===== PROVIDED MATERIAL

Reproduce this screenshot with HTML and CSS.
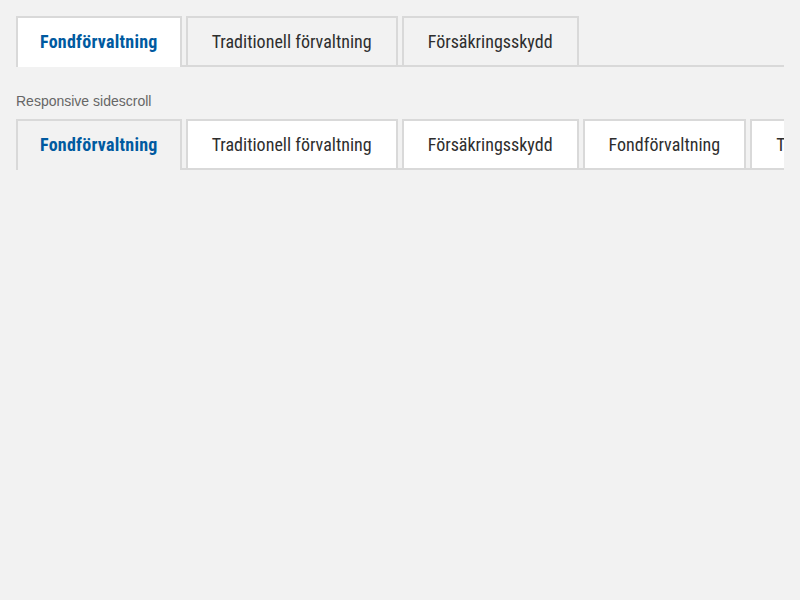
FILE: index.html
```html
<!DOCTYPE html>
<html lang="sv">
<head>
<meta charset="utf-8">
<title>Tabs</title>
<link rel="stylesheet" href="styles.css">
</head>
<body>
<div class="tabs">
  <a class="tab tab--active" href="#">Fondförvaltning</a>
  <a class="tab" href="#">Traditionell förvaltning</a>
  <a class="tab" href="#">Försäkringsskydd</a>
</div>

<p class="label">Responsive sidescroll</p>

<div class="scroller">
  <div class="tabs tabs--alt">
    <a class="tab tab--active" href="#">Fondförvaltning</a>
    <a class="tab" href="#">Traditionell förvaltning</a>
    <a class="tab" href="#">Försäkringsskydd</a>
    <a class="tab" href="#">Fondförvaltning</a>
    <a class="tab" href="#">Traditionell förvaltning</a>
    <a class="tab" href="#">Försäkringsskydd</a>
  </div>
</div>
</body>
</html>
```
FILE: styles.css
```css
html, body {
  background: #f2f2f2;
}
body {
  margin: 0;
  padding: 16px;
  font-family: "Roboto Condensed", "Liberation Sans Narrow", sans-serif;
}
.tabs {
  display: flex;
  gap: 4px;
  border-bottom: 2px solid #d9d9d9;
  align-items: flex-end;
}
.tab {
  flex: 0 0 auto;
  display: flex;
  align-items: center;
  justify-content: center;
  box-sizing: border-box;
  height: 49px;
  padding: 0 24px 1px;
  border: 2px solid #d9d9d9;
  border-bottom: 0;
  background: #f2f2f2;
  color: #2e2e2e;
  font-size: 18px;
  text-decoration: none;
  white-space: nowrap;
}
.tab--active {
  height: 51px;
  margin-bottom: -2px;
  padding: 0 22px 3px;
  background: #ffffff;
  color: #005aa0;
  font-weight: 700;
  letter-spacing: 0.25px;
}
.tabs--alt .tab {
  background: #ffffff;
}
.tabs--alt .tab--active {
  background: #f2f2f2;
}
.label {
  margin: 26px 0 10px;
  font-family: "Liberation Sans", Arial, sans-serif;
  font-size: 14px;
  line-height: 16px;
  color: #666666;
}
.scroller {
  overflow-x: auto;
  scrollbar-width: none;
}
.scroller::-webkit-scrollbar {
  display: none;
}
.scroller .tabs {
  width: max-content;
  min-width: 100%;
}
```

==========

→ **SHORT PROBLEM**:
Go through the listing above and write it all out exactly, leaving out any picture.

→ **EXERCISE RESULT**:
Reproduce this screenshot with HTML and CSS.
FILE: index.html
```html
<!DOCTYPE html>
<html lang="sv">
<head>
<meta charset="utf-8">
<title>Tabs</title>
<link rel="stylesheet" href="styles.css">
</head>
<body>
<div class="tabs">
  <a class="tab tab--active" href="#">Fondförvaltning</a>
  <a class="tab" href="#">Traditionell förvaltning</a>
  <a class="tab" href="#">Försäkringsskydd</a>
</div>

<p class="label">Responsive sidescroll</p>

<div class="scroller">
  <div class="tabs tabs--alt">
    <a class="tab tab--active" href="#">Fondförvaltning</a>
    <a class="tab" href="#">Traditionell förvaltning</a>
    <a class="tab" href="#">Försäkringsskydd</a>
    <a class="tab" href="#">Fondförvaltning</a>
    <a class="tab" href="#">Traditionell förvaltning</a>
    <a class="tab" href="#">Försäkringsskydd</a>
  </div>
</div>
</body>
</html>
```
FILE: styles.css
```css
html, body {
  background: #f2f2f2;
}
body {
  margin: 0;
  padding: 16px;
  font-family: "Roboto Condensed", "Liberation Sans Narrow", sans-serif;
}
.tabs {
  display: flex;
  gap: 4px;
  border-bottom: 2px solid #d9d9d9;
  align-items: flex-end;
}
.tab {
  flex: 0 0 auto;
  display: flex;
  align-items: center;
  justify-content: center;
  box-sizing: border-box;
  height: 49px;
  padding: 0 24px 1px;
  border: 2px solid #d9d9d9;
  border-bottom: 0;
  background: #f2f2f2;
  color: #2e2e2e;
  font-size: 18px;
  text-decoration: none;
  white-space: nowrap;
}
.tab--active {
  height: 51px;
  margin-bottom: -2px;
  padding: 0 22px 3px;
  background: #ffffff;
  color: #005aa0;
  font-weight: 700;
  letter-spacing: 0.25px;
}
.tabs--alt .tab {
  background: #ffffff;
}
.tabs--alt .tab--active {
  background: #f2f2f2;
}
.label {
  margin: 26px 0 10px;
  font-family: "Liberation Sans", Arial, sans-serif;
  font-size: 14px;
  line-height: 16px;
  color: #666666;
}
.scroller {
  overflow-x: auto;
  scrollbar-width: none;
}
.scroller::-webkit-scrollbar {
  display: none;
}
.scroller .tabs {
  width: max-content;
  min-width: 100%;
}
```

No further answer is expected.